This is a completely fair suggestion. I’ll look into training a fully-fledged SAE with the same number of features for the full training duration.
tdooms
One caveat that I want to highlight is that there was a bug training the tokenized SAEs for the expansions sweep, the lookup table isn’t learned but remained at the hard-coded values...
They are therefore quite suboptimal. Due to some compute constraints, I haven’t re-run that experiment (the x64 SAEs take quite a while to train).
Anyway, I think the main question you want answered is if the 8x tokenized SAE beats the 64x normal SAE, which it does. The 64x SAE is improving slightly quicker near the end of training, I only used 130M tokens.
Below is an NMSE plot for k=30 across expansion factors (the CE is about the same albeit slightly less impacted by size increase). the “tokenized” label indicates the non-learned lookup and the “Learned” is the working tokenized setup.
That’s awesome to hear, while we are not especially familiar with circuit analysis, anecdotally, we’ve heard that some circuit features are very disappointing (such as the “Mary” feature for IOI, I believe this is also the case in Othello SAEs where many features just describe the last move). This was a partial motivation for this work.
About similar tokenized features, maybe I’m misunderstanding, but this seems like a problem for any decoder-like structure. In the lookup table though, I think this behaviour is somewhat attenuated due to the strict manual trigger, which encourages the lookup table to learn exact features instead of means.

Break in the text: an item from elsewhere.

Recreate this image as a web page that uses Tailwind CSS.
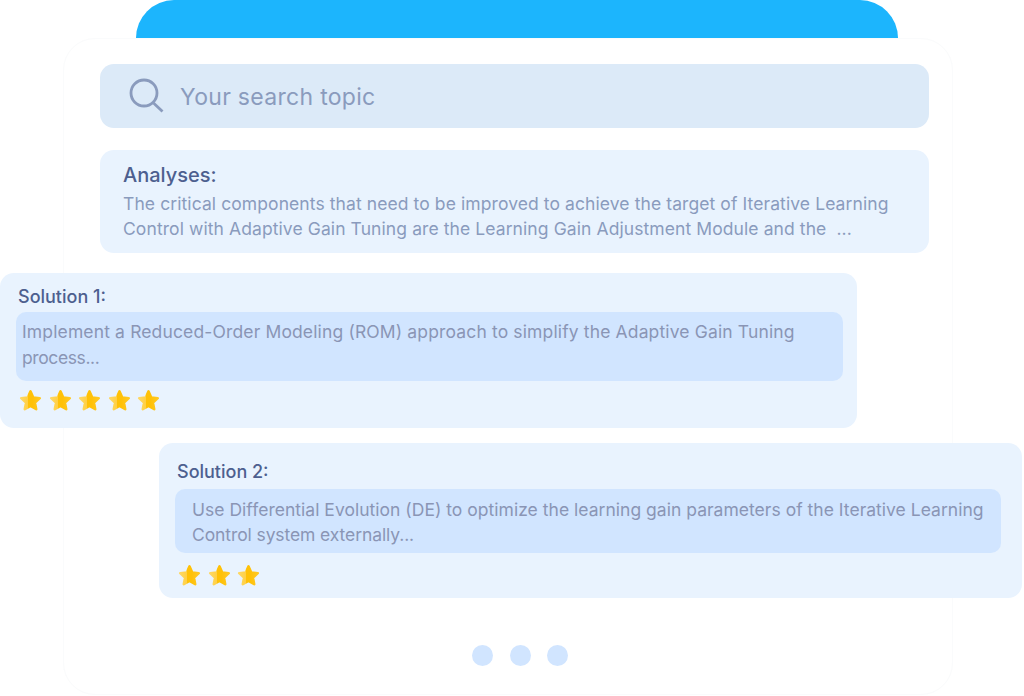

We used a google drive repo where we stored most of the runs (https://drive.google.com/drive/folders/1ERSkdA_yxr7ky6AItzyst-tCtfUPy66j?usp=sharing). We use a somewhat weird naming scheme, if there is a “t” in the postfix of the name, it is tokenized. Some may be old and may not fully work, if you run into any issues, feel free to reach out.
The code in the research repo (specifically https://github.com/tdooms/tokenized-sae/blob/main/base.py#L119) should work to load them in.

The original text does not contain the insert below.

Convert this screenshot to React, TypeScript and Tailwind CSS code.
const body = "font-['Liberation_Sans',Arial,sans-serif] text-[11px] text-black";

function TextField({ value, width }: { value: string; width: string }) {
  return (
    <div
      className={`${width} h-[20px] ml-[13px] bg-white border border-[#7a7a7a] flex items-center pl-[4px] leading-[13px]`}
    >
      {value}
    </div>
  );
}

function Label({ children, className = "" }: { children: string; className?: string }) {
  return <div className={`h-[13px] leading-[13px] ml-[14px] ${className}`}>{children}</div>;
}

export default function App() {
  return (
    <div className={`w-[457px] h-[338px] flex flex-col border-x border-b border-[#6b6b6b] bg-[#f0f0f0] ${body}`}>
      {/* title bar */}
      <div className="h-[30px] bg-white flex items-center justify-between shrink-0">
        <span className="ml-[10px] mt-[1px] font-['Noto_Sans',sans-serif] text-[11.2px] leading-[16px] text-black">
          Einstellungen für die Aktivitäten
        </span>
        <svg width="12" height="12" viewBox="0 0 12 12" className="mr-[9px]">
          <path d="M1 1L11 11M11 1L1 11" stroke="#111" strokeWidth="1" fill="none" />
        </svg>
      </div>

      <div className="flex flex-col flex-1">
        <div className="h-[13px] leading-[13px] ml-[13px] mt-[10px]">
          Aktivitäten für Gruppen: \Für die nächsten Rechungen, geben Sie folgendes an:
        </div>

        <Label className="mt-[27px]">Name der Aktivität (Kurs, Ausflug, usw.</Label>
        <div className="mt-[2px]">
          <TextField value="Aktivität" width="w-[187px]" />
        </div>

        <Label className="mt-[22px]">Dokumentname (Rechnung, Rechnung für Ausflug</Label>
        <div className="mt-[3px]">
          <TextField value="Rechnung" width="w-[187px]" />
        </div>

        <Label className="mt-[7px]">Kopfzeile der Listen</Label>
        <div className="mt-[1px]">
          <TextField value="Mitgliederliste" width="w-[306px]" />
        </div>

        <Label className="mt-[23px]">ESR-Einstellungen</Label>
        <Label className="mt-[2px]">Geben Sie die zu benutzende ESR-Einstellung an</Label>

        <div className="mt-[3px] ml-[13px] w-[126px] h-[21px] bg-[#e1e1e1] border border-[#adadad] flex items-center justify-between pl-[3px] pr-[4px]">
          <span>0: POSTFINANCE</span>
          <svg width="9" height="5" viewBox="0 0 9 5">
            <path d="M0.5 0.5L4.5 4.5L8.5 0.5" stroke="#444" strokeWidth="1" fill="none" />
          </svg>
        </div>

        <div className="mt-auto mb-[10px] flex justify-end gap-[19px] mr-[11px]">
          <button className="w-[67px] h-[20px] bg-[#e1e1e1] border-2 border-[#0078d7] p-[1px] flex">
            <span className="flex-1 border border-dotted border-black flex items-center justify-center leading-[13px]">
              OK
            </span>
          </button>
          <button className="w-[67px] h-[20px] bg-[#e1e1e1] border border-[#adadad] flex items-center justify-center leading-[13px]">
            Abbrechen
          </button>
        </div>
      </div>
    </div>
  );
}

Please keep in mind that these are currently more of a proof of concept and are likely undertrained. We were hoping to determine the level of interest in this technique before training a proper suite.
Tokens are indeed only a specific instantiation of hardcoding “known” features into an SAE, there are lots of interesting sparse features one can consider which may even further speed up training.

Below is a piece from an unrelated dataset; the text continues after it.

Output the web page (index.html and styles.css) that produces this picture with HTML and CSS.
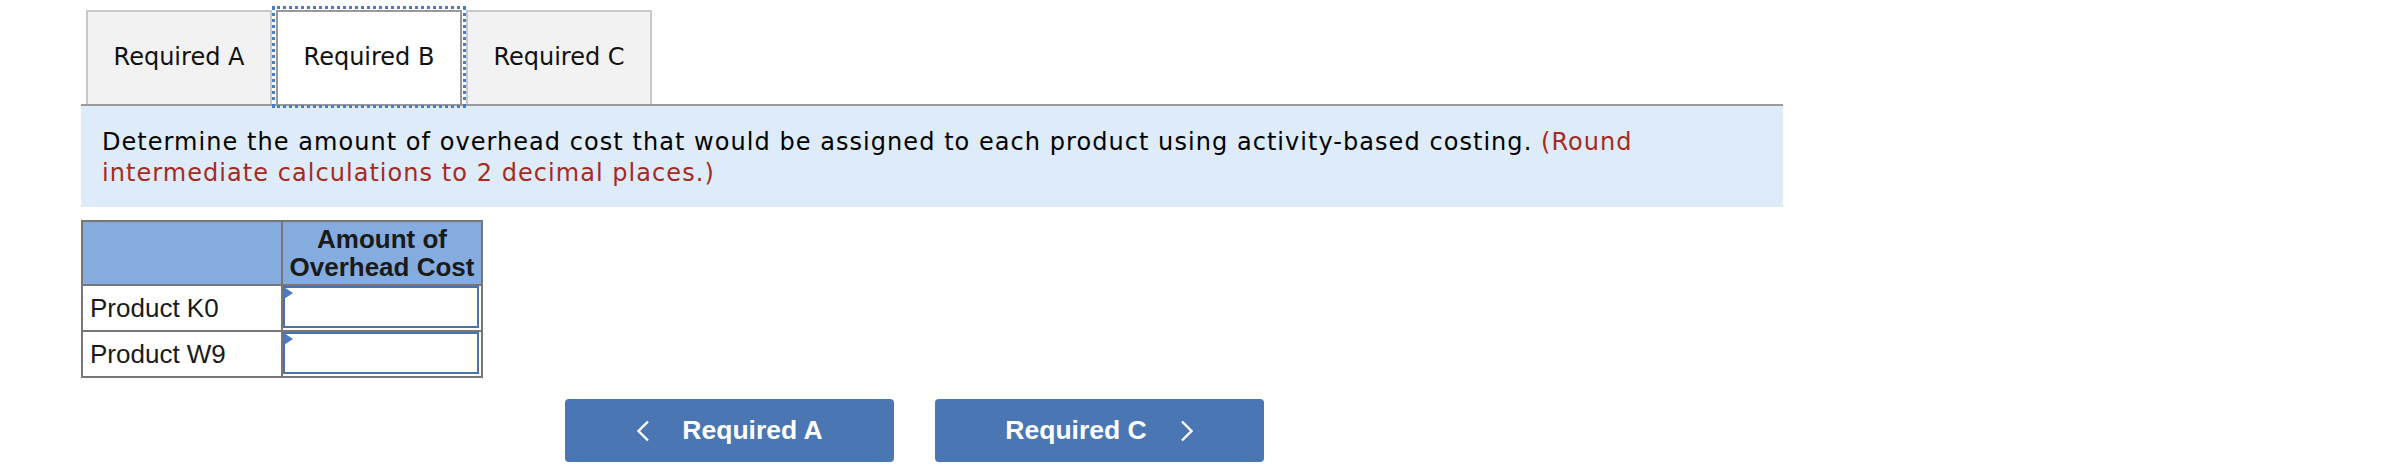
FILE: index.html
```html
<!DOCTYPE html>
<html>
<head>
<meta charset="utf-8">
<link rel="stylesheet" href="styles.css">
</head>
<body>
<div class="wrap">
  <div class="tabs">
    <div class="tab">Required A</div>
    <div class="tab active">Required B</div>
    <div class="tab">Required C</div>
  </div>
  <div class="panel">
    <p class="question">Determine the amount of overhead cost that would be assigned to each product using activity-based costing. <span class="note">(Round intermediate calculations to 2 decimal places.)</span></p>
  </div>
  <table class="grid">
    <tr class="head">
      <th class="c1"></th>
      <th class="c2">Amount of<br>Overhead Cost</th>
    </tr>
    <tr>
      <td class="label">Product K0</td>
      <td class="cell"><div class="field"><span class="flag"></span><input type="text" class="inp"></div></td>
    </tr>
    <tr>
      <td class="label">Product W9</td>
      <td class="cell"><div class="field"><span class="flag"></span><input type="text" class="inp"></div></td>
    </tr>
  </table>
  <div class="nav">
    <button class="btn"><svg class="chev" width="14" height="22" viewBox="0 0 14 22"><polyline points="12,1.5 2.5,11 12,20.5" fill="none" stroke="#fff" stroke-width="2.4"/></svg><span class="btxt left">Required A</span></button>
    <button class="btn"><span class="btxt right">Required C</span><svg class="chev" width="14" height="22" viewBox="0 0 14 22"><polyline points="2,1.5 11.5,11 2,20.5" fill="none" stroke="#fff" stroke-width="2.4"/></svg></button>
  </div>
</div>
</body>
</html>
```
FILE: styles.css
```css
html, body {
  margin: 0;
  padding: 0;
  background: #fff;
}
.wrap {
  padding-left: 81px;
  padding-top: 10px;
}
.tabs {
  display: flex;
  align-items: flex-end;
  padding-left: 5px;
  height: 94px;
}
.tab {
  box-sizing: border-box;
  height: 94px;
  width: 186px;
  margin-right: 4px;
  background: #f2f2f2;
  border: 2px solid #c9c9c9;
  border-bottom: none;
  font-family: "DejaVu Sans", Verdana, sans-serif;
  font-size: 24px;
  color: #111;
  display: flex;
  align-items: center;
  justify-content: center;
  padding-bottom: 2px;
}
.tab.active {
  background: #fff;
  border-color: #999;
  outline: 3px dotted #4a7cc4;
  outline-offset: 1px;
  position: relative;
  z-index: 2;
}
.panel {
  width: 1702px;
  box-sizing: border-box;
  border-top: 2px solid #999;
  background: #deebf8;
  padding: 21px 21px 18px 21px;
}
.question {
  margin: 0;
  font-family: "DejaVu Sans", Verdana, sans-serif;
  font-size: 24px;
  letter-spacing: 1.05px;
  line-height: 31px;
  color: #000;
}
.note {
  color: #a52a22;
}
.grid {
  margin-top: 13px;
  border-collapse: collapse;
  font-family: "Liberation Sans", Arial, sans-serif;
  font-size: 26px;
  color: #1a1a1a;
}
.grid th, .grid td {
  border: 2px solid #777;
  padding: 0;
}
.head th {
  background: #84acdf;
  height: 62px;
  font-weight: bold;
  line-height: 28px;
  text-align: center;
}
.c1 {
  width: 198px;
}
.c2 {
  width: 198px;
}
.label {
  height: 44px;
  padding-left: 7px !important;
  text-align: left;
  vertical-align: middle;
}
.cell {
  vertical-align: top;
}
.field {
  position: relative;
  height: 42px;
  width: 196px;
}
.inp {
  box-sizing: border-box;
  width: 196px;
  height: 42px;
  margin: 0;
  border: 2px solid #4a72b0;
  background: #fff;
  outline: none;
  display: block;
}
.flag {
  position: absolute;
  left: 1px;
  top: 1px;
  width: 0;
  height: 0;
  border-top: 6px solid transparent;
  border-bottom: 6px solid transparent;
  border-left: 9px solid #4a7cc4;
}
.nav {
  display: flex;
  gap: 41px;
  padding-left: 484px;
  margin-top: 21px;
}
.btn {
  box-sizing: border-box;
  width: 329px;
  height: 63px;
  border: none;
  border-radius: 4px;
  background: #4a76b4;
  color: #fff;
  display: flex;
  align-items: center;
  justify-content: center;
  padding: 0;
  font-family: "Liberation Sans", Arial, sans-serif;
  font-weight: bold;
  font-size: 26.5px;
}
.chev {
  display: block;
}
.btxt.left {
  margin-left: 32px;
}
.btxt.right {
  margin-right: 33px;
}
```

I like the suggestion of trying to find the “enriched” token representations. While our work shows that such representations are likely bigrams and trigrams, using an extremely sparse SAE to reveal those could also work (say at layer 1 or 2). While this approach still has the drawback of having an encoder, this encoder can be shared across SAEs, which is still a large decrease in complexity. Also, the encoder will probably be simpler since it’s earlier in the model.
This idea can be implemented recursively across a suite of SAEs, where each layer can add to a pool of hardcoded features. In other words, each layer SAE in a layer has its own encoder/decoder and the decoder is copied (and fine-tuned) across later layers. This would allow to more faithfully trace a feature through the model than is currently possible.
We haven’t considered this since our idea was that the encoder could maybe use the full information to better predict features. However, this seems worthwhile to at least try. I’ll look into this soon, thanks for the inspiration.